— start of Given records —
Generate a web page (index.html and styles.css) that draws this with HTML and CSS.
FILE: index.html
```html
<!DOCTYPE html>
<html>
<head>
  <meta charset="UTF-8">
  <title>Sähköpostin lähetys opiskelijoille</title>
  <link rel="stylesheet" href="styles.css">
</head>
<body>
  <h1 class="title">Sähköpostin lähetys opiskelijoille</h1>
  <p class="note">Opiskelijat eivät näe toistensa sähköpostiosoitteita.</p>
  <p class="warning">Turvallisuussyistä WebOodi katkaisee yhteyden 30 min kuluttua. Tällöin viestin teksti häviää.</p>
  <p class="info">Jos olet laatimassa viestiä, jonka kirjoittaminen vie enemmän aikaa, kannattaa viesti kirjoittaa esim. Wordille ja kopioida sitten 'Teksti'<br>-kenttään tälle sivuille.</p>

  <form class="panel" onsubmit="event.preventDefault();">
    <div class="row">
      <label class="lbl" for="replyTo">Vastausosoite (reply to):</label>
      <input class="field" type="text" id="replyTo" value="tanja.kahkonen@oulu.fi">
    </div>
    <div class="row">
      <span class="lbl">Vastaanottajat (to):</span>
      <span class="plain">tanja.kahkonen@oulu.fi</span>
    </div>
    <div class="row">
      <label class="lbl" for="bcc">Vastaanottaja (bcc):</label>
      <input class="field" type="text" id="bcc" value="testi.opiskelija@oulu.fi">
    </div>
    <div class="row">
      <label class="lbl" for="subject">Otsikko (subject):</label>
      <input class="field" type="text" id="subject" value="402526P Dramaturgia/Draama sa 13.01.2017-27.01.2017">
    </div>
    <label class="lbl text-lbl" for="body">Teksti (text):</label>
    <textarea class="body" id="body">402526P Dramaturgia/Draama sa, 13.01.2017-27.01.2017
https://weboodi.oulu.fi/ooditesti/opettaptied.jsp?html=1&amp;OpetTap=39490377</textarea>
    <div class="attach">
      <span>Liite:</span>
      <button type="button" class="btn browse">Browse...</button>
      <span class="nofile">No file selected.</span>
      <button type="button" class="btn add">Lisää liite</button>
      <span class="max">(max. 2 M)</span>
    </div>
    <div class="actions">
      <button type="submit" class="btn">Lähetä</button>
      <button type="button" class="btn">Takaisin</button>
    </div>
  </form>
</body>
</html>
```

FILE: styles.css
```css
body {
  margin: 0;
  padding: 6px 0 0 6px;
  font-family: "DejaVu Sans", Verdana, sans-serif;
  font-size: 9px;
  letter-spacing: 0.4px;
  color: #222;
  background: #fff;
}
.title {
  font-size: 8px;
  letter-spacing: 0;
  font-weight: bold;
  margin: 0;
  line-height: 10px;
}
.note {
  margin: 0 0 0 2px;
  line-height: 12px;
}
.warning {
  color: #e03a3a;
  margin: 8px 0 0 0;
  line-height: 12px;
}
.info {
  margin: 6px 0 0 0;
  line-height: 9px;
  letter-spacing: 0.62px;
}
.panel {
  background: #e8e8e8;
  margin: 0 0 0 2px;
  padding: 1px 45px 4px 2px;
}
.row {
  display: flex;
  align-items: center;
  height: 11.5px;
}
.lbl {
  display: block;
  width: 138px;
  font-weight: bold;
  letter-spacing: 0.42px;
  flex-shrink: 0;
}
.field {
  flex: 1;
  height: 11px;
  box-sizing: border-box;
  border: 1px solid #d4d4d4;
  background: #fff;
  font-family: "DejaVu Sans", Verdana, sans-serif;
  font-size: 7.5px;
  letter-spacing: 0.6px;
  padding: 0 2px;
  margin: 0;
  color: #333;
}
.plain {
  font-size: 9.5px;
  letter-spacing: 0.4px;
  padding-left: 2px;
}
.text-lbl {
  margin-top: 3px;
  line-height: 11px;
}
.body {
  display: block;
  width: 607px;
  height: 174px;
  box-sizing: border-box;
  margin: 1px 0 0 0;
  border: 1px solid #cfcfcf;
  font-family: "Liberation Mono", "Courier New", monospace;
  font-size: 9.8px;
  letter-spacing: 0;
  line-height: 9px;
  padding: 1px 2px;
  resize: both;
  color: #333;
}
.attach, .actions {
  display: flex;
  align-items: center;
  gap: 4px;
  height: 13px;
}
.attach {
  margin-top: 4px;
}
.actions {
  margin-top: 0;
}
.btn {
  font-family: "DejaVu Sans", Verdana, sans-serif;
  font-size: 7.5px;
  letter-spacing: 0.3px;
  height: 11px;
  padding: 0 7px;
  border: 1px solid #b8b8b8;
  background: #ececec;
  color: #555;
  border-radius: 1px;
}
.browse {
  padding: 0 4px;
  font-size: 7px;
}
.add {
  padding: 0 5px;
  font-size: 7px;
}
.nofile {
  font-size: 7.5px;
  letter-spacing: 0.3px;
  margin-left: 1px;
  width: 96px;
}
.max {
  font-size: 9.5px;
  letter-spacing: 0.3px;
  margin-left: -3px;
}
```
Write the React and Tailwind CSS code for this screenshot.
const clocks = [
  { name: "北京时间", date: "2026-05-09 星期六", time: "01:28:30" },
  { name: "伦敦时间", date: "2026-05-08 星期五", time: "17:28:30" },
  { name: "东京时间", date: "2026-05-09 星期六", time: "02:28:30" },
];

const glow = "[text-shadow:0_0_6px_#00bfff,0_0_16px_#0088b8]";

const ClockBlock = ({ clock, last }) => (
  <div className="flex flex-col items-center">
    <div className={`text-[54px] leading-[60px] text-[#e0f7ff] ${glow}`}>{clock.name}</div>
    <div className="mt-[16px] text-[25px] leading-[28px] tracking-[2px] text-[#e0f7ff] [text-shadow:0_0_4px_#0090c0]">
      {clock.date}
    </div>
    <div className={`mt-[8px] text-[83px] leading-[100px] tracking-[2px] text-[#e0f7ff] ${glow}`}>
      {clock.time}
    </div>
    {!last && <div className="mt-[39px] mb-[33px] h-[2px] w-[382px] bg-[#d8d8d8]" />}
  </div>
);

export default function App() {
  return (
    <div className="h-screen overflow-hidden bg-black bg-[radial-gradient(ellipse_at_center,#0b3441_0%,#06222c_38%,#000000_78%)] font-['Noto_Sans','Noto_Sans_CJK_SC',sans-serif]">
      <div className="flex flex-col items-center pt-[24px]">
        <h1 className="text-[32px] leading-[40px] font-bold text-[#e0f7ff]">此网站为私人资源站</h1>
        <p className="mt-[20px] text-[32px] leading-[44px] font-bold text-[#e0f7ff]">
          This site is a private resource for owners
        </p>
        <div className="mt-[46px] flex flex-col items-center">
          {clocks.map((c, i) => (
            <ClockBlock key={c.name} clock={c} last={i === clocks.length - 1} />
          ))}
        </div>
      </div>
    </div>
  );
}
— end of Given records —
## Task details
Take the records above and return them exactly as written.

## Result below
Generate a web page (index.html and styles.css) that draws this with HTML and CSS.
FILE: index.html
```html
<!DOCTYPE html>
<html>
<head>
  <meta charset="UTF-8">
  <title>Sähköpostin lähetys opiskelijoille</title>
  <link rel="stylesheet" href="styles.css">
</head>
<body>
  <h1 class="title">Sähköpostin lähetys opiskelijoille</h1>
  <p class="note">Opiskelijat eivät näe toistensa sähköpostiosoitteita.</p>
  <p class="warning">Turvallisuussyistä WebOodi katkaisee yhteyden 30 min kuluttua. Tällöin viestin teksti häviää.</p>
  <p class="info">Jos olet laatimassa viestiä, jonka kirjoittaminen vie enemmän aikaa, kannattaa viesti kirjoittaa esim. Wordille ja kopioida sitten 'Teksti'<br>-kenttään tälle sivuille.</p>

  <form class="panel" onsubmit="event.preventDefault();">
    <div class="row">
      <label class="lbl" for="replyTo">Vastausosoite (reply to):</label>
      <input class="field" type="text" id="replyTo" value="tanja.kahkonen@oulu.fi">
    </div>
    <div class="row">
      <span class="lbl">Vastaanottajat (to):</span>
      <span class="plain">tanja.kahkonen@oulu.fi</span>
    </div>
    <div class="row">
      <label class="lbl" for="bcc">Vastaanottaja (bcc):</label>
      <input class="field" type="text" id="bcc" value="testi.opiskelija@oulu.fi">
    </div>
    <div class="row">
      <label class="lbl" for="subject">Otsikko (subject):</label>
      <input class="field" type="text" id="subject" value="402526P Dramaturgia/Draama sa 13.01.2017-27.01.2017">
    </div>
    <label class="lbl text-lbl" for="body">Teksti (text):</label>
    <textarea class="body" id="body">402526P Dramaturgia/Draama sa, 13.01.2017-27.01.2017
https://weboodi.oulu.fi/ooditesti/opettaptied.jsp?html=1&amp;OpetTap=39490377</textarea>
    <div class="attach">
      <span>Liite:</span>
      <button type="button" class="btn browse">Browse...</button>
      <span class="nofile">No file selected.</span>
      <button type="button" class="btn add">Lisää liite</button>
      <span class="max">(max. 2 M)</span>
    </div>
    <div class="actions">
      <button type="submit" class="btn">Lähetä</button>
      <button type="button" class="btn">Takaisin</button>
    </div>
  </form>
</body>
</html>
```

FILE: styles.css
```css
body {
  margin: 0;
  padding: 6px 0 0 6px;
  font-family: "DejaVu Sans", Verdana, sans-serif;
  font-size: 9px;
  letter-spacing: 0.4px;
  color: #222;
  background: #fff;
}
.title {
  font-size: 8px;
  letter-spacing: 0;
  font-weight: bold;
  margin: 0;
  line-height: 10px;
}
.note {
  margin: 0 0 0 2px;
  line-height: 12px;
}
.warning {
  color: #e03a3a;
  margin: 8px 0 0 0;
  line-height: 12px;
}
.info {
  margin: 6px 0 0 0;
  line-height: 9px;
  letter-spacing: 0.62px;
}
.panel {
  background: #e8e8e8;
  margin: 0 0 0 2px;
  padding: 1px 45px 4px 2px;
}
.row {
  display: flex;
  align-items: center;
  height: 11.5px;
}
.lbl {
  display: block;
  width: 138px;
  font-weight: bold;
  letter-spacing: 0.42px;
  flex-shrink: 0;
}
.field {
  flex: 1;
  height: 11px;
  box-sizing: border-box;
  border: 1px solid #d4d4d4;
  background: #fff;
  font-family: "DejaVu Sans", Verdana, sans-serif;
  font-size: 7.5px;
  letter-spacing: 0.6px;
  padding: 0 2px;
  margin: 0;
  color: #333;
}
.plain {
  font-size: 9.5px;
  letter-spacing: 0.4px;
  padding-left: 2px;
}
.text-lbl {
  margin-top: 3px;
  line-height: 11px;
}
.body {
  display: block;
  width: 607px;
  height: 174px;
  box-sizing: border-box;
  margin: 1px 0 0 0;
  border: 1px solid #cfcfcf;
  font-family: "Liberation Mono", "Courier New", monospace;
  font-size: 9.8px;
  letter-spacing: 0;
  line-height: 9px;
  padding: 1px 2px;
  resize: both;
  color: #333;
}
.attach, .actions {
  display: flex;
  align-items: center;
  gap: 4px;
  height: 13px;
}
.attach {
  margin-top: 4px;
}
.actions {
  margin-top: 0;
}
.btn {
  font-family: "DejaVu Sans", Verdana, sans-serif;
  font-size: 7.5px;
  letter-spacing: 0.3px;
  height: 11px;
  padding: 0 7px;
  border: 1px solid #b8b8b8;
  background: #ececec;
  color: #555;
  border-radius: 1px;
}
.browse {
  padding: 0 4px;
  font-size: 7px;
}
.add {
  padding: 0 5px;
  font-size: 7px;
}
.nofile {
  font-size: 7.5px;
  letter-spacing: 0.3px;
  margin-left: 1px;
  width: 96px;
}
.max {
  font-size: 9.5px;
  letter-spacing: 0.3px;
  margin-left: -3px;
}
```
Write the React and Tailwind CSS code for this screenshot.
const clocks = [
  { name: "北京时间", date: "2026-05-09 星期六", time: "01:28:30" },
  { name: "伦敦时间", date: "2026-05-08 星期五", time: "17:28:30" },
  { name: "东京时间", date: "2026-05-09 星期六", time: "02:28:30" },
];

const glow = "[text-shadow:0_0_6px_#00bfff,0_0_16px_#0088b8]";

const ClockBlock = ({ clock, last }) => (
  <div className="flex flex-col items-center">
    <div className={`text-[54px] leading-[60px] text-[#e0f7ff] ${glow}`}>{clock.name}</div>
    <div className="mt-[16px] text-[25px] leading-[28px] tracking-[2px] text-[#e0f7ff] [text-shadow:0_0_4px_#0090c0]">
      {clock.date}
    </div>
    <div className={`mt-[8px] text-[83px] leading-[100px] tracking-[2px] text-[#e0f7ff] ${glow}`}>
      {clock.time}
    </div>
    {!last && <div className="mt-[39px] mb-[33px] h-[2px] w-[382px] bg-[#d8d8d8]" />}
  </div>
);

export default function App() {
  return (
    <div className="h-screen overflow-hidden bg-black bg-[radial-gradient(ellipse_at_center,#0b3441_0%,#06222c_38%,#000000_78%)] font-['Noto_Sans','Noto_Sans_CJK_SC',sans-serif]">
      <div className="flex flex-col items-center pt-[24px]">
        <h1 className="text-[32px] leading-[40px] font-bold text-[#e0f7ff]">此网站为私人资源站</h1>
        <p className="mt-[20px] text-[32px] leading-[44px] font-bold text-[#e0f7ff]">
          This site is a private resource for owners
        </p>
        <div className="mt-[46px] flex flex-col items-center">
          {clocks.map((c, i) => (
            <ClockBlock key={c.name} clock={c} last={i === clocks.length - 1} />
          ))}
        </div>
      </div>
    </div>
  );
}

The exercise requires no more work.